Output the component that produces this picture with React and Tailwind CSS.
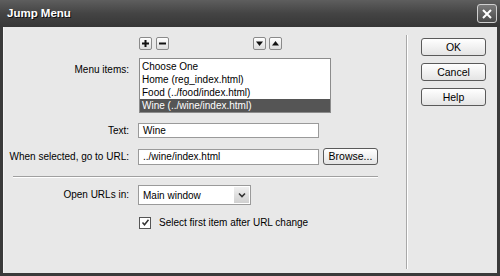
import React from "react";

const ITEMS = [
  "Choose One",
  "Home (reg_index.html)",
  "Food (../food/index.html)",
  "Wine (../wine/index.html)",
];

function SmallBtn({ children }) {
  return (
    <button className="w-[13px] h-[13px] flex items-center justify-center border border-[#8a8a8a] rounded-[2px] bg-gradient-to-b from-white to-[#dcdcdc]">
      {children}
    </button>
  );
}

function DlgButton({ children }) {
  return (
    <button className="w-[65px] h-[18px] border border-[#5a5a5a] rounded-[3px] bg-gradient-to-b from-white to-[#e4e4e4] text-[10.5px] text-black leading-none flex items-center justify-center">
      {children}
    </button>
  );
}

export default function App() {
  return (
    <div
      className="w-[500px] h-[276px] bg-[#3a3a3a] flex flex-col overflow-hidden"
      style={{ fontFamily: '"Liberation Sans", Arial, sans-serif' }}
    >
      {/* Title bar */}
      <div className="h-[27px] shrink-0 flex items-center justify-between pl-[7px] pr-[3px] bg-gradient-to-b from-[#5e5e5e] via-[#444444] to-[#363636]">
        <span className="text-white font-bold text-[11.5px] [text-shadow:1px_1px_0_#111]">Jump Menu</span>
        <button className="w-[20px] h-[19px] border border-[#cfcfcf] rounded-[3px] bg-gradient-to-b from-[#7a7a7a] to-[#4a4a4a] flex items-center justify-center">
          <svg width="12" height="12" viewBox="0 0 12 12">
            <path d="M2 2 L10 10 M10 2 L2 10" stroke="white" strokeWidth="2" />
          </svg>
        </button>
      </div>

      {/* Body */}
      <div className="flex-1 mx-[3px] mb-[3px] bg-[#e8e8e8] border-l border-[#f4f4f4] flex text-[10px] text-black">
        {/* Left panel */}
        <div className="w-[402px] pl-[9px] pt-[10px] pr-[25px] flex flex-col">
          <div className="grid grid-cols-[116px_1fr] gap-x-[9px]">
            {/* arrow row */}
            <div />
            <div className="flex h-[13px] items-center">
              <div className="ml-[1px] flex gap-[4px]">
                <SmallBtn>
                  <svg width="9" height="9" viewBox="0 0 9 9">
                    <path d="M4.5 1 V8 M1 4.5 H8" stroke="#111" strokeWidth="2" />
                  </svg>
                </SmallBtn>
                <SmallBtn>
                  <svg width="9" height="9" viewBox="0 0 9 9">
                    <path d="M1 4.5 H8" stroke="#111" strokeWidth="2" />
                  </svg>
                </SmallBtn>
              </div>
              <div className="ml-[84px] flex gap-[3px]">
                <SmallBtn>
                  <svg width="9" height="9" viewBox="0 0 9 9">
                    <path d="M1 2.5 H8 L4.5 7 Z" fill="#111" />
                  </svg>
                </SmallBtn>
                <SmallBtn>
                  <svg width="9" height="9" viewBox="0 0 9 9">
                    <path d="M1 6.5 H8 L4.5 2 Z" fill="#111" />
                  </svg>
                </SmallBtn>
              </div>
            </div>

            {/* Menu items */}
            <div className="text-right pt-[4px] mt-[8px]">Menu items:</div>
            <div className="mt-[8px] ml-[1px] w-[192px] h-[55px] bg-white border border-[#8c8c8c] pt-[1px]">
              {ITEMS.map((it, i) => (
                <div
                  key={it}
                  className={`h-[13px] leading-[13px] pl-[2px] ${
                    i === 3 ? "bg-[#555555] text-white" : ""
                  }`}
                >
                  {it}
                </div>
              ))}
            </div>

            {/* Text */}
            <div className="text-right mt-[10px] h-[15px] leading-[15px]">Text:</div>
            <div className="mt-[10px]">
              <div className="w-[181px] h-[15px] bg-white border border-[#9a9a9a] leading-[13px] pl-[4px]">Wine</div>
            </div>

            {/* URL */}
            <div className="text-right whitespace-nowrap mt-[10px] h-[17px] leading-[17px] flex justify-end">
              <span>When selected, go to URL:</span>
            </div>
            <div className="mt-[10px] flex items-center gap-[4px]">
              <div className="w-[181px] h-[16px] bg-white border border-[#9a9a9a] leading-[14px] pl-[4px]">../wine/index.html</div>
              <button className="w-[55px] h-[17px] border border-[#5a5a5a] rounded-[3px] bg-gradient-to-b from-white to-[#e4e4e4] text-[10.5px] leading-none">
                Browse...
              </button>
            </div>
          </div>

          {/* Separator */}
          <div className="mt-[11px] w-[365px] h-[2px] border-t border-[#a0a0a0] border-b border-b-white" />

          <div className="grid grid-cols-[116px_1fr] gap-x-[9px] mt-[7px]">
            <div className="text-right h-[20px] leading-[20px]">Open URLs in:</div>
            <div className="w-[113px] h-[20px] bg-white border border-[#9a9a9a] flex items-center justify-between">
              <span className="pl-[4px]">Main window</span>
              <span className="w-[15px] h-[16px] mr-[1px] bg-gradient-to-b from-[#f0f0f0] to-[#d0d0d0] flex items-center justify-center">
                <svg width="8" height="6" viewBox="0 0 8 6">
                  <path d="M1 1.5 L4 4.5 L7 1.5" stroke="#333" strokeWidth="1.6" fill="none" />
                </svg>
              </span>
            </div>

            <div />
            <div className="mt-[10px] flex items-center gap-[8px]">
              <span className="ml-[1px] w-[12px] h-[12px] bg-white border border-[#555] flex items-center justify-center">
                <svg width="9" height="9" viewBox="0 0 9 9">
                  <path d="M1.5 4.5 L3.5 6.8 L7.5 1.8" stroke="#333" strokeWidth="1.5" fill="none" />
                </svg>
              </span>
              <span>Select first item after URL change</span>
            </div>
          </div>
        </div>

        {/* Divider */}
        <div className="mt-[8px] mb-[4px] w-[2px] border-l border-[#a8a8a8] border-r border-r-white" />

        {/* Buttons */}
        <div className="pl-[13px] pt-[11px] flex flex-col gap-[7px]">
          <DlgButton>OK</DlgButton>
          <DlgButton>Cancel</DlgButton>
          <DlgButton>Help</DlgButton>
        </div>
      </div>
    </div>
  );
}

THE EXERCISE. Repeat the data above exactly, but not the pictures.

RESULT BELOW.
Output the component that produces this picture with React and Tailwind CSS.
import React from "react";

const ITEMS = [
  "Choose One",
  "Home (reg_index.html)",
  "Food (../food/index.html)",
  "Wine (../wine/index.html)",
];

function SmallBtn({ children }) {
  return (
    <button className="w-[13px] h-[13px] flex items-center justify-center border border-[#8a8a8a] rounded-[2px] bg-gradient-to-b from-white to-[#dcdcdc]">
      {children}
    </button>
  );
}

function DlgButton({ children }) {
  return (
    <button className="w-[65px] h-[18px] border border-[#5a5a5a] rounded-[3px] bg-gradient-to-b from-white to-[#e4e4e4] text-[10.5px] text-black leading-none flex items-center justify-center">
      {children}
    </button>
  );
}

export default function App() {
  return (
    <div
      className="w-[500px] h-[276px] bg-[#3a3a3a] flex flex-col overflow-hidden"
      style={{ fontFamily: '"Liberation Sans", Arial, sans-serif' }}
    >
      {/* Title bar */}
      <div className="h-[27px] shrink-0 flex items-center justify-between pl-[7px] pr-[3px] bg-gradient-to-b from-[#5e5e5e] via-[#444444] to-[#363636]">
        <span className="text-white font-bold text-[11.5px] [text-shadow:1px_1px_0_#111]">Jump Menu</span>
        <button className="w-[20px] h-[19px] border border-[#cfcfcf] rounded-[3px] bg-gradient-to-b from-[#7a7a7a] to-[#4a4a4a] flex items-center justify-center">
          <svg width="12" height="12" viewBox="0 0 12 12">
            <path d="M2 2 L10 10 M10 2 L2 10" stroke="white" strokeWidth="2" />
          </svg>
        </button>
      </div>

      {/* Body */}
      <div className="flex-1 mx-[3px] mb-[3px] bg-[#e8e8e8] border-l border-[#f4f4f4] flex text-[10px] text-black">
        {/* Left panel */}
        <div className="w-[402px] pl-[9px] pt-[10px] pr-[25px] flex flex-col">
          <div className="grid grid-cols-[116px_1fr] gap-x-[9px]">
            {/* arrow row */}
            <div />
            <div className="flex h-[13px] items-center">
              <div className="ml-[1px] flex gap-[4px]">
                <SmallBtn>
                  <svg width="9" height="9" viewBox="0 0 9 9">
                    <path d="M4.5 1 V8 M1 4.5 H8" stroke="#111" strokeWidth="2" />
                  </svg>
                </SmallBtn>
                <SmallBtn>
                  <svg width="9" height="9" viewBox="0 0 9 9">
                    <path d="M1 4.5 H8" stroke="#111" strokeWidth="2" />
                  </svg>
                </SmallBtn>
              </div>
              <div className="ml-[84px] flex gap-[3px]">
                <SmallBtn>
                  <svg width="9" height="9" viewBox="0 0 9 9">
                    <path d="M1 2.5 H8 L4.5 7 Z" fill="#111" />
                  </svg>
                </SmallBtn>
                <SmallBtn>
                  <svg width="9" height="9" viewBox="0 0 9 9">
                    <path d="M1 6.5 H8 L4.5 2 Z" fill="#111" />
                  </svg>
                </SmallBtn>
              </div>
            </div>

            {/* Menu items */}
            <div className="text-right pt-[4px] mt-[8px]">Menu items:</div>
            <div className="mt-[8px] ml-[1px] w-[192px] h-[55px] bg-white border border-[#8c8c8c] pt-[1px]">
              {ITEMS.map((it, i) => (
                <div
                  key={it}
                  className={`h-[13px] leading-[13px] pl-[2px] ${
                    i === 3 ? "bg-[#555555] text-white" : ""
                  }`}
                >
                  {it}
                </div>
              ))}
            </div>

            {/* Text */}
            <div className="text-right mt-[10px] h-[15px] leading-[15px]">Text:</div>
            <div className="mt-[10px]">
              <div className="w-[181px] h-[15px] bg-white border border-[#9a9a9a] leading-[13px] pl-[4px]">Wine</div>
            </div>

            {/* URL */}
            <div className="text-right whitespace-nowrap mt-[10px] h-[17px] leading-[17px] flex justify-end">
              <span>When selected, go to URL:</span>
            </div>
            <div className="mt-[10px] flex items-center gap-[4px]">
              <div className="w-[181px] h-[16px] bg-white border border-[#9a9a9a] leading-[14px] pl-[4px]">../wine/index.html</div>
              <button className="w-[55px] h-[17px] border border-[#5a5a5a] rounded-[3px] bg-gradient-to-b from-white to-[#e4e4e4] text-[10.5px] leading-none">
                Browse...
              </button>
            </div>
          </div>

          {/* Separator */}
          <div className="mt-[11px] w-[365px] h-[2px] border-t border-[#a0a0a0] border-b border-b-white" />

          <div className="grid grid-cols-[116px_1fr] gap-x-[9px] mt-[7px]">
            <div className="text-right h-[20px] leading-[20px]">Open URLs in:</div>
            <div className="w-[113px] h-[20px] bg-white border border-[#9a9a9a] flex items-center justify-between">
              <span className="pl-[4px]">Main window</span>
              <span className="w-[15px] h-[16px] mr-[1px] bg-gradient-to-b from-[#f0f0f0] to-[#d0d0d0] flex items-center justify-center">
                <svg width="8" height="6" viewBox="0 0 8 6">
                  <path d="M1 1.5 L4 4.5 L7 1.5" stroke="#333" strokeWidth="1.6" fill="none" />
                </svg>
              </span>
            </div>

            <div />
            <div className="mt-[10px] flex items-center gap-[8px]">
              <span className="ml-[1px] w-[12px] h-[12px] bg-white border border-[#555] flex items-center justify-center">
                <svg width="9" height="9" viewBox="0 0 9 9">
                  <path d="M1.5 4.5 L3.5 6.8 L7.5 1.8" stroke="#333" strokeWidth="1.5" fill="none" />
                </svg>
              </span>
              <span>Select first item after URL change</span>
            </div>
          </div>
        </div>

        {/* Divider */}
        <div className="mt-[8px] mb-[4px] w-[2px] border-l border-[#a8a8a8] border-r border-r-white" />

        {/* Buttons */}
        <div className="pl-[13px] pt-[11px] flex flex-col gap-[7px]">
          <DlgButton>OK</DlgButton>
          <DlgButton>Cancel</DlgButton>
          <DlgButton>Help</DlgButton>
        </div>
      </div>
    </div>
  );
}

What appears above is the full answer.